## BEGIN SUPPLIED RECORDS

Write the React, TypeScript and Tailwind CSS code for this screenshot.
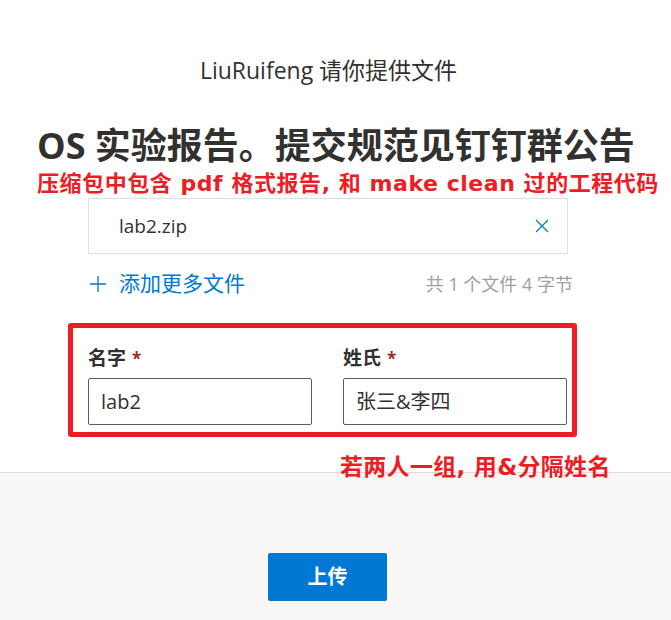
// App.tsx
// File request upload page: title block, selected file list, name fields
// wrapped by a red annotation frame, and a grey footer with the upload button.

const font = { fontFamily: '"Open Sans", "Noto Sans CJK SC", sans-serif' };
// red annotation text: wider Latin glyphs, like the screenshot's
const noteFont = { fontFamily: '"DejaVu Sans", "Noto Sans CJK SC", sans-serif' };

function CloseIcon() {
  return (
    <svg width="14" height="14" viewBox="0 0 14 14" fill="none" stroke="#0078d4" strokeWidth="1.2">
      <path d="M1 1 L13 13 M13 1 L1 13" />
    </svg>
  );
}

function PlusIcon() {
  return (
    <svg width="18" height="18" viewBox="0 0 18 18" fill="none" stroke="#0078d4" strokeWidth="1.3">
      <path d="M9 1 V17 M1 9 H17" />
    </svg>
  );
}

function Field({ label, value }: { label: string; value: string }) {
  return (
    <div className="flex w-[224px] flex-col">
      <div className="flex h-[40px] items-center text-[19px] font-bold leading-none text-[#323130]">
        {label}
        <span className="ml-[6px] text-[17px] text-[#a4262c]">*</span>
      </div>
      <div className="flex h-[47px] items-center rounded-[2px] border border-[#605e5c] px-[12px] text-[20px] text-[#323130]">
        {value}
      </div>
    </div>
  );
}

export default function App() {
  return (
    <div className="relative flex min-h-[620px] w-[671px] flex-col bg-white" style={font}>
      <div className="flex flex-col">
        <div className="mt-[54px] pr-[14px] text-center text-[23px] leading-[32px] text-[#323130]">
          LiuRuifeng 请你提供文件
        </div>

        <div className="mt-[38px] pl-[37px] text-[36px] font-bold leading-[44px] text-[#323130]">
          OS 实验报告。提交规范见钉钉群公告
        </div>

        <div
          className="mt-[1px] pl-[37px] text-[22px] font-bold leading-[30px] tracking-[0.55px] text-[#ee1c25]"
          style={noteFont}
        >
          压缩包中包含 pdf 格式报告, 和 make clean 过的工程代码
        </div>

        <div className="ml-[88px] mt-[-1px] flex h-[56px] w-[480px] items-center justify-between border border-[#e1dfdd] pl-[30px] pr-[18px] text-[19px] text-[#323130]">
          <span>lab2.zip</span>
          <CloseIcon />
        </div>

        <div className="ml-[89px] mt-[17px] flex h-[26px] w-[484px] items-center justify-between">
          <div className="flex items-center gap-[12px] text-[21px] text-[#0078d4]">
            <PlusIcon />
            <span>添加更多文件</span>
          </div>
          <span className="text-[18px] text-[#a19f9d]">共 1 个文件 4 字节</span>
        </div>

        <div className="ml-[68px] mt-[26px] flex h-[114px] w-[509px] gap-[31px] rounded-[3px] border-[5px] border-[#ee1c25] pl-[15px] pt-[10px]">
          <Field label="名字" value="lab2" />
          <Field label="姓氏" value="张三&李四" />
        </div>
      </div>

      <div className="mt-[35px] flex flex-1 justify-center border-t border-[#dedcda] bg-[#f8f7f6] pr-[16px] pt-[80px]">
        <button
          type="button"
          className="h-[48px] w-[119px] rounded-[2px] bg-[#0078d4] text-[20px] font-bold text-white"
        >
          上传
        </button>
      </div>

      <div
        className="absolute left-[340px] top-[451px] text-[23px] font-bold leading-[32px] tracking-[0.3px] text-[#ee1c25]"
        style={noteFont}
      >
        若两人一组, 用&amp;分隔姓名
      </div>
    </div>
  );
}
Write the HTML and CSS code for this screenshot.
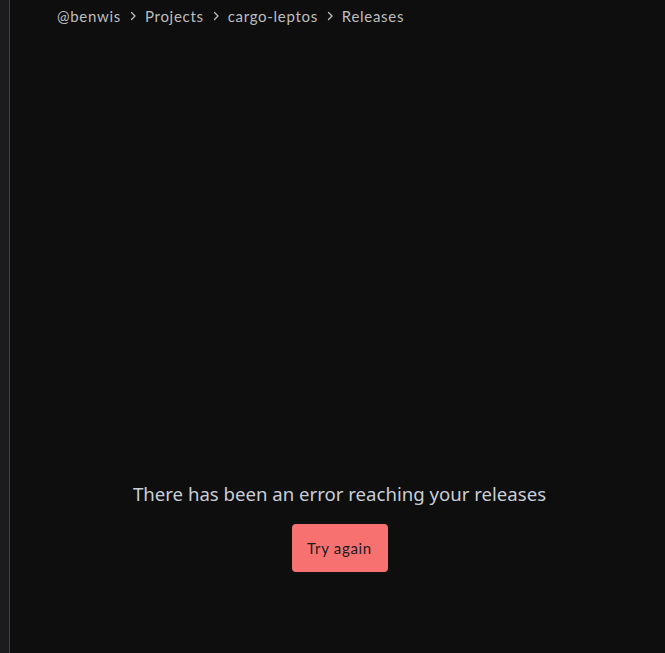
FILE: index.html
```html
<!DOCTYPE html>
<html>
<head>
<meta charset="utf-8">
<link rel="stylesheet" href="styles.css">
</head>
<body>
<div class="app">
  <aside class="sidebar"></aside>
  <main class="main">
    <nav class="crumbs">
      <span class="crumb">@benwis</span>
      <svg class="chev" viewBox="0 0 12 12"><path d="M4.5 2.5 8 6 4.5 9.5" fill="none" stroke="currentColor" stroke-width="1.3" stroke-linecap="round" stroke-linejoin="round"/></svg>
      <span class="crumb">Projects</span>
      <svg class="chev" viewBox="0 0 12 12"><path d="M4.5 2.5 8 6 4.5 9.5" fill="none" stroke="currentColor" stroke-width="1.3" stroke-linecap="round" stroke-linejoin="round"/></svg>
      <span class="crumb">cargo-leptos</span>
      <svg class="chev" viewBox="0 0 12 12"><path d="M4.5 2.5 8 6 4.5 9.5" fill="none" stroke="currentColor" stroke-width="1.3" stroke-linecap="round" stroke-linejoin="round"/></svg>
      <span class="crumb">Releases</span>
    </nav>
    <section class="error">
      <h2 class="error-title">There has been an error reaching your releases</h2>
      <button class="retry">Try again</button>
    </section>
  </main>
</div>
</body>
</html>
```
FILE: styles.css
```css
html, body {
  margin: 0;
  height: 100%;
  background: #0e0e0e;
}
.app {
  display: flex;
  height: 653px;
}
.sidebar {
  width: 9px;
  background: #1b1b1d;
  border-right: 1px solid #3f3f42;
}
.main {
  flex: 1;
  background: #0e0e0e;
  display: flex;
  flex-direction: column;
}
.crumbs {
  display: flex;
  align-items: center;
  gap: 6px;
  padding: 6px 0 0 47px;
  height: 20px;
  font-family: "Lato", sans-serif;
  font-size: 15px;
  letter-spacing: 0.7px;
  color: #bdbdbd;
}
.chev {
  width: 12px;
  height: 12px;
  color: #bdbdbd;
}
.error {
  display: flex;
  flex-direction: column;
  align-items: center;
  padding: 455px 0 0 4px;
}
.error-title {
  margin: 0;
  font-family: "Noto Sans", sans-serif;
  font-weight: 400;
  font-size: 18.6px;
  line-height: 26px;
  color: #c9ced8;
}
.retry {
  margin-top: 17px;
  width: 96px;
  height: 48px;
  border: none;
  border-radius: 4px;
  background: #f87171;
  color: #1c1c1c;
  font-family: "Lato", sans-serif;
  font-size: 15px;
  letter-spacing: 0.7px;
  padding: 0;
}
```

## END SUPPLIED RECORDS

Give every record again exactly, apart from the pictures, which stay out.

Write the React, TypeScript and Tailwind CSS code for this screenshot.
// App.tsx
// File request upload page: title block, selected file list, name fields
// wrapped by a red annotation frame, and a grey footer with the upload button.

const font = { fontFamily: '"Open Sans", "Noto Sans CJK SC", sans-serif' };
// red annotation text: wider Latin glyphs, like the screenshot's
const noteFont = { fontFamily: '"DejaVu Sans", "Noto Sans CJK SC", sans-serif' };

function CloseIcon() {
  return (
    <svg width="14" height="14" viewBox="0 0 14 14" fill="none" stroke="#0078d4" strokeWidth="1.2">
      <path d="M1 1 L13 13 M13 1 L1 13" />
    </svg>
  );
}

function PlusIcon() {
  return (
    <svg width="18" height="18" viewBox="0 0 18 18" fill="none" stroke="#0078d4" strokeWidth="1.3">
      <path d="M9 1 V17 M1 9 H17" />
    </svg>
  );
}

function Field({ label, value }: { label: string; value: string }) {
  return (
    <div className="flex w-[224px] flex-col">
      <div className="flex h-[40px] items-center text-[19px] font-bold leading-none text-[#323130]">
        {label}
        <span className="ml-[6px] text-[17px] text-[#a4262c]">*</span>
      </div>
      <div className="flex h-[47px] items-center rounded-[2px] border border-[#605e5c] px-[12px] text-[20px] text-[#323130]">
        {value}
      </div>
    </div>
  );
}

export default function App() {
  return (
    <div className="relative flex min-h-[620px] w-[671px] flex-col bg-white" style={font}>
      <div className="flex flex-col">
        <div className="mt-[54px] pr-[14px] text-center text-[23px] leading-[32px] text-[#323130]">
          LiuRuifeng 请你提供文件
        </div>

        <div className="mt-[38px] pl-[37px] text-[36px] font-bold leading-[44px] text-[#323130]">
          OS 实验报告。提交规范见钉钉群公告
        </div>

        <div
          className="mt-[1px] pl-[37px] text-[22px] font-bold leading-[30px] tracking-[0.55px] text-[#ee1c25]"
          style={noteFont}
        >
          压缩包中包含 pdf 格式报告, 和 make clean 过的工程代码
        </div>

        <div className="ml-[88px] mt-[-1px] flex h-[56px] w-[480px] items-center justify-between border border-[#e1dfdd] pl-[30px] pr-[18px] text-[19px] text-[#323130]">
          <span>lab2.zip</span>
          <CloseIcon />
        </div>

        <div className="ml-[89px] mt-[17px] flex h-[26px] w-[484px] items-center justify-between">
          <div className="flex items-center gap-[12px] text-[21px] text-[#0078d4]">
            <PlusIcon />
            <span>添加更多文件</span>
          </div>
          <span className="text-[18px] text-[#a19f9d]">共 1 个文件 4 字节</span>
        </div>

        <div className="ml-[68px] mt-[26px] flex h-[114px] w-[509px] gap-[31px] rounded-[3px] border-[5px] border-[#ee1c25] pl-[15px] pt-[10px]">
          <Field label="名字" value="lab2" />
          <Field label="姓氏" value="张三&李四" />
        </div>
      </div>

      <div className="mt-[35px] flex flex-1 justify-center border-t border-[#dedcda] bg-[#f8f7f6] pr-[16px] pt-[80px]">
        <button
          type="button"
          className="h-[48px] w-[119px] rounded-[2px] bg-[#0078d4] text-[20px] font-bold text-white"
        >
          上传
        </button>
      </div>

      <div
        className="absolute left-[340px] top-[451px] text-[23px] font-bold leading-[32px] tracking-[0.3px] text-[#ee1c25]"
        style={noteFont}
      >
        若两人一组, 用&amp;分隔姓名
      </div>
    </div>
  );
}
Write the HTML and CSS code for this screenshot.
FILE: index.html
```html
<!DOCTYPE html>
<html>
<head>
<meta charset="utf-8">
<link rel="stylesheet" href="styles.css">
</head>
<body>
<div class="app">
  <aside class="sidebar"></aside>
  <main class="main">
    <nav class="crumbs">
      <span class="crumb">@benwis</span>
      <svg class="chev" viewBox="0 0 12 12"><path d="M4.5 2.5 8 6 4.5 9.5" fill="none" stroke="currentColor" stroke-width="1.3" stroke-linecap="round" stroke-linejoin="round"/></svg>
      <span class="crumb">Projects</span>
      <svg class="chev" viewBox="0 0 12 12"><path d="M4.5 2.5 8 6 4.5 9.5" fill="none" stroke="currentColor" stroke-width="1.3" stroke-linecap="round" stroke-linejoin="round"/></svg>
      <span class="crumb">cargo-leptos</span>
      <svg class="chev" viewBox="0 0 12 12"><path d="M4.5 2.5 8 6 4.5 9.5" fill="none" stroke="currentColor" stroke-width="1.3" stroke-linecap="round" stroke-linejoin="round"/></svg>
      <span class="crumb">Releases</span>
    </nav>
    <section class="error">
      <h2 class="error-title">There has been an error reaching your releases</h2>
      <button class="retry">Try again</button>
    </section>
  </main>
</div>
</body>
</html>
```
FILE: styles.css
```css
html, body {
  margin: 0;
  height: 100%;
  background: #0e0e0e;
}
.app {
  display: flex;
  height: 653px;
}
.sidebar {
  width: 9px;
  background: #1b1b1d;
  border-right: 1px solid #3f3f42;
}
.main {
  flex: 1;
  background: #0e0e0e;
  display: flex;
  flex-direction: column;
}
.crumbs {
  display: flex;
  align-items: center;
  gap: 6px;
  padding: 6px 0 0 47px;
  height: 20px;
  font-family: "Lato", sans-serif;
  font-size: 15px;
  letter-spacing: 0.7px;
  color: #bdbdbd;
}
.chev {
  width: 12px;
  height: 12px;
  color: #bdbdbd;
}
.error {
  display: flex;
  flex-direction: column;
  align-items: center;
  padding: 455px 0 0 4px;
}
.error-title {
  margin: 0;
  font-family: "Noto Sans", sans-serif;
  font-weight: 400;
  font-size: 18.6px;
  line-height: 26px;
  color: #c9ced8;
}
.retry {
  margin-top: 17px;
  width: 96px;
  height: 48px;
  border: none;
  border-radius: 4px;
  background: #f87171;
  color: #1c1c1c;
  font-family: "Lato", sans-serif;
  font-size: 15px;
  letter-spacing: 0.7px;
  padding: 0;
}
```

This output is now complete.